On the new Arcade machine, the Monicker, one of the most temperamental mechanisms in Cambridge, Ruml has come through with a neat 58,000 point score, although an outsider, Charlie Marvin, is temporary high-man there with 65,000. Leigh and Ryan are close behind Ruml.

However, the trio's greatest triumph came when Ruml deposited a coin in the other Arcade machine, the Champ, depressed the nickel slot, and pulled it out again with unaccustomed vehemence. All the little lights suddenly lit up, giving Ruml the regular five balls and a 50,000 point handicap.
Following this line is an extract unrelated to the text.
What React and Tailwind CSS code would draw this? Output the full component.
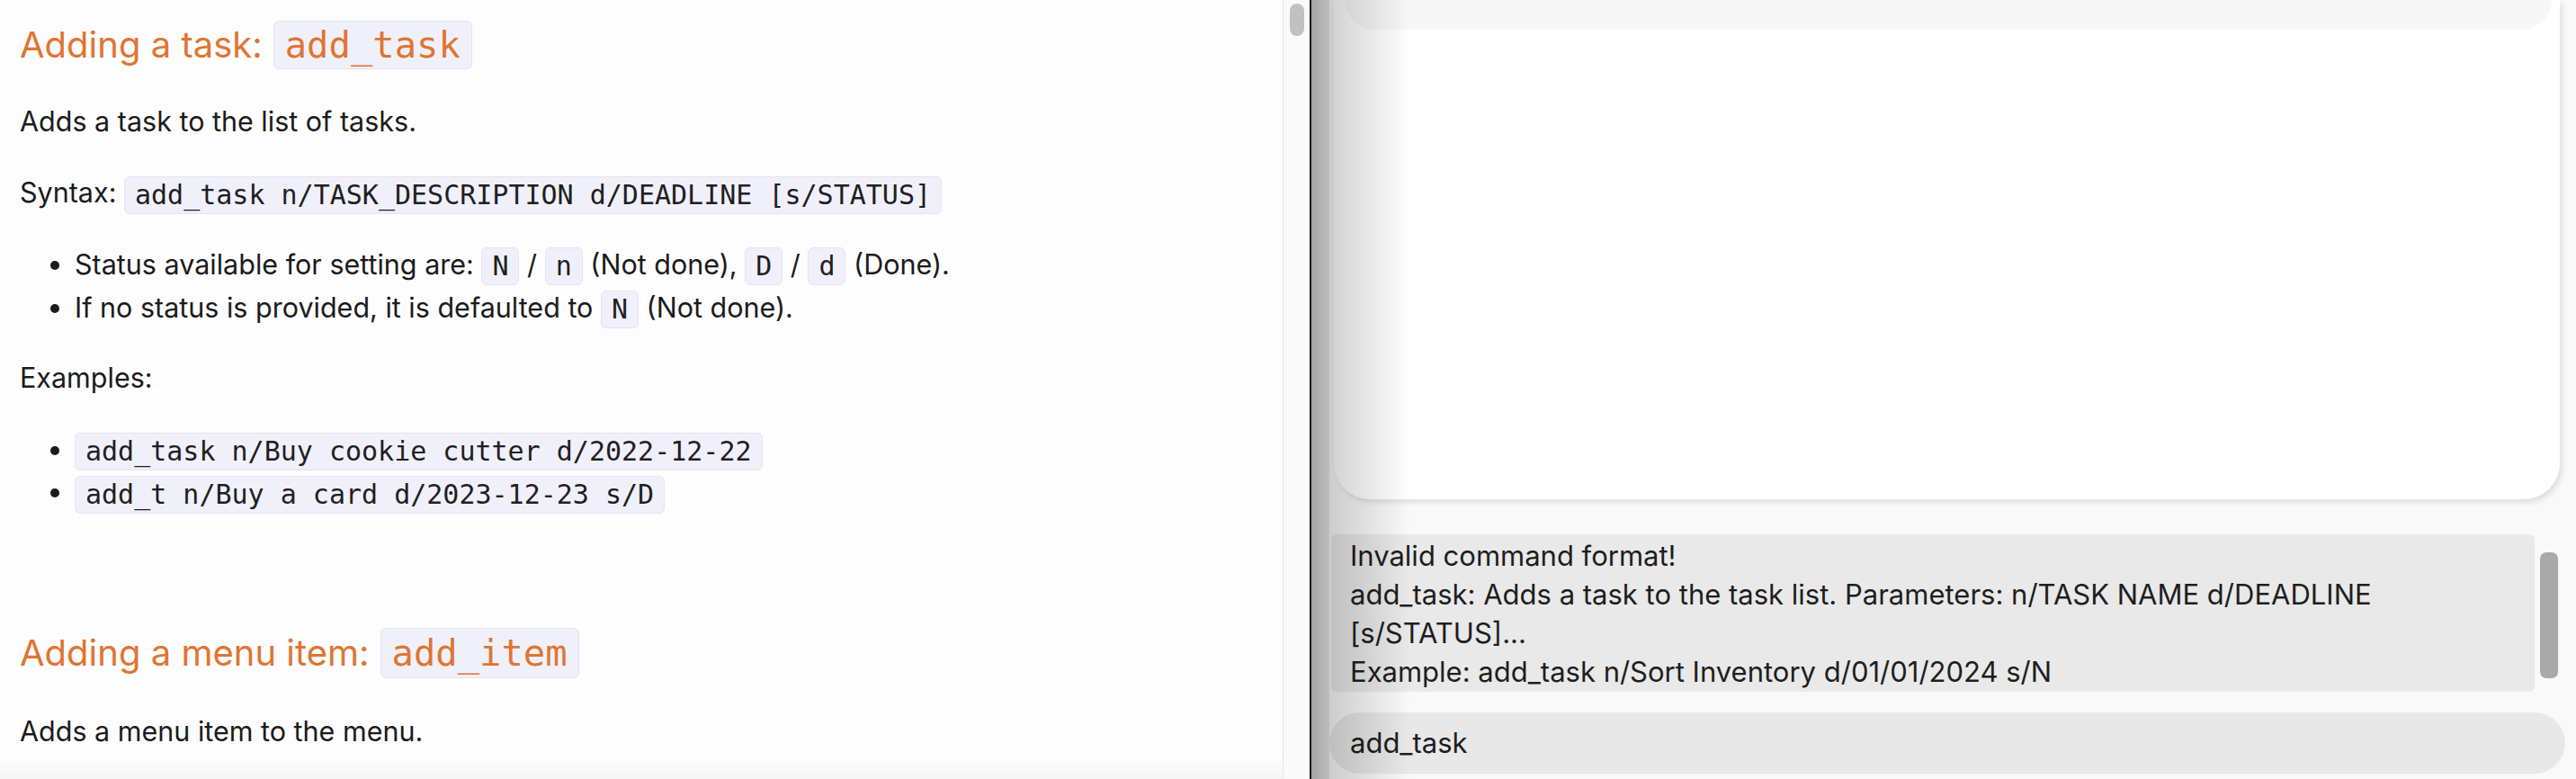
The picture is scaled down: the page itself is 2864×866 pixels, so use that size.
export default function App() {
  const code =
    "inline-block [font-family:'DejaVu_Sans_Mono',monospace] text-[30px] leading-[40px] px-[11px] rounded-[6px] border border-[#e4e4f0] bg-[#f0f0fb] text-[#1f1f1f] align-middle";
  return (
    <div className="w-[2864px] h-[866px] flex overflow-hidden [font-family:Inter,sans-serif]">
      {/* Left documentation page */}
      <div className="relative w-[1456px] h-full flex bg-[#fdfdfd]">
        <div className="flex-1 pl-[22px] text-[30.5px] text-[#1b1b1b]">
          <div className="mt-[23px] h-[54px] flex items-center gap-[12px] text-[40px] text-[#df7532]">
            <span>Adding a task:</span>
            <span className="[font-family:'DejaVu_Sans_Mono',monospace] text-[40.5px] leading-[52px] px-[12px] rounded-[6px] border border-[#e4e4f0] bg-[#f0f0fb]">
              add_task
            </span>
          </div>
          <p className="mt-[36px] leading-[44px]">Adds a task to the list of tasks.</p>
          <p className="mt-[35px] leading-[44px]">
            Syntax: <span className={code}>add_task n/TASK_DESCRIPTION d/DEADLINE [s/STATUS]</span>
          </p>
          <ul className="mt-[32px] pl-[61px] list-disc marker:text-[#1b1b1b]">
            <li className="leading-[48px]">
              Status available for setting are: <span className={code}>N</span> /{" "}
              <span className={code}>n</span> (Not done), <span className={code}>D</span> /{" "}
              <span className={code}>d</span> (Done).
            </li>
            <li className="leading-[48px]">
              If no status is provided, it is defaulted to <span className={code}>N</span> (Not done).
            </li>
          </ul>
          <p className="mt-[32px] leading-[44px]">Examples:</p>
          <ul className="mt-[34px] pl-[61px] list-disc">
            <li className="leading-[47px]">
              <span className={code}>add_task n/Buy cookie cutter d/2022-12-22</span>
            </li>
            <li className="leading-[47px]">
              <span className={code}>add_t n/Buy a card d/2023-12-23 s/D</span>
            </li>
          </ul>
          <div className="mt-[127px] h-[56px] flex items-center gap-[12px] text-[40px] text-[#df7532]">
            <span>Adding a menu item:</span>
            <span className="[font-family:'DejaVu_Sans_Mono',monospace] text-[40.5px] leading-[54px] px-[12px] rounded-[6px] border border-[#e4e4f0] bg-[#f0f0fb]">
              add_item
            </span>
          </div>
          <p className="mt-[37px] leading-[44px]">Adds a menu item to the menu.</p>
        </div>
        {/* scrollbar track */}
        <div className="w-[30px] h-full border-l border-[#e6e6e6] bg-[#fafafa] pt-[4px] pl-[7px]">
          <div className="w-[16px] h-[36px] rounded-full bg-[#c1c1c1]"></div>
        </div>
        <div className="pointer-events-none absolute left-0 right-[30px] bottom-0 h-[24px] bg-[linear-gradient(to_bottom,rgba(0,0,0,0),rgba(0,0,0,0.03))]"></div>
      </div>

      {/* Right application window */}
      <div className="relative flex-1 h-full flex flex-col bg-[#f9f9f9] border-l-2 border-[#1a1a1a] text-[31px] text-[#1e1e1e]">
        <div className="ml-[25px] mr-[18px] h-[555px] shrink-0 bg-white rounded-b-[40px] shadow-[3px_4px_6px_rgba(0,0,0,0.10)]">
          <div className="ml-[12px] mr-[9px] h-[33px] bg-[#f7f7f7] rounded-b-[50px]"></div>
        </div>
        <div className="mt-[39px] ml-[22px] mr-[20px] flex gap-[6px]">
          <div className="flex-1 h-[175px] bg-[#e9e9e9] rounded-[6px] pl-[21px] pt-[2px] leading-[43px] whitespace-pre-line">
            {"Invalid command format!\nadd_task: Adds a task to the task list. Parameters: n/TASK NAME d/DEADLINE\n[s/STATUS]...\nExample: add_task n/Sort Inventory d/01/01/2024 s/N"}
          </div>
          <div className="w-[20px] mt-[20px] h-[140px] rounded-[7px] bg-[#a9a9a9]"></div>
        </div>
        <div className="mt-[23px] ml-[20px] mr-[12px] h-[68px] rounded-full bg-[#e8e8e8] pl-[23px] flex items-center">
          add_task
        </div>
        {/* left edge shading */}
        <div className="pointer-events-none absolute left-0 top-0 bottom-0 w-[20px] bg-[linear-gradient(to_right,#a4a4a4,#bdbdbd)]"></div>
        <div className="pointer-events-none absolute left-[20px] top-0 bottom-0 w-[90px] bg-[linear-gradient(to_right,rgba(0,0,0,0.18),rgba(0,0,0,0))]"></div>
      </div>
    </div>
  );
}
He won 77 free games.

Colonel Smith Also Pin-Ballist

Though in pin-ball circles the great names are unquestionably Leigh, Ruml and Ryan, Colonel Morton Smith, Adjutant of the military R.O.T.C., was recently seen in Dirty Mary's beating the socks off Captain Andrew Marshall in a pin-ball game that enthused onlooking Colonel Francis A. Doniat, professor of Military Science and Tactics, to such an extent that he nearly jarred the machine into a tilt.

Moreover, Dean Rodman W. Paul '36 was caught in Harry's Arcade the other day bent over the Champ, which was registering a score which an observer described as "close to pay dirt."

Pin-Balling Good for War Nerves

While the triumvirate members do take a few subjects this year, they spend most of their time in a special course which they call Pin-Ball 101, which relieves them of war-hysteria.

Furthermore, Ryan maintains, a pinballer can develop a lot of coordination, unless he ruins his efficiency by the old stable vice of weaving, where he tries to guide the rolling pin-ball with his hips.

Many subtle and effective types of ballpinners have been developed around the Square, a great many of whom, according to Ryan, get their abilities from old Harvard pin-ball immortals, Irving Soden '39 and Richard Harris '42. Ryan describes them in classes of "pushers," "thumpers," and "smashers," who play pin-ball in the manner which their name suggests.

Ryan admits that last fall he used to be a smasher. Once, for example, when he had coached the ball too much from the sidelines and got a tilt, he became uncontrollably angry and smashed the glass covering.

Though in the past two years the pinball machines about the Square have increased from six to 13, the future in wartime looks black to Ryan and Ruml, who claim that pin-ball repairers haven't the spare parts to keep the machines in serviceable condition for long.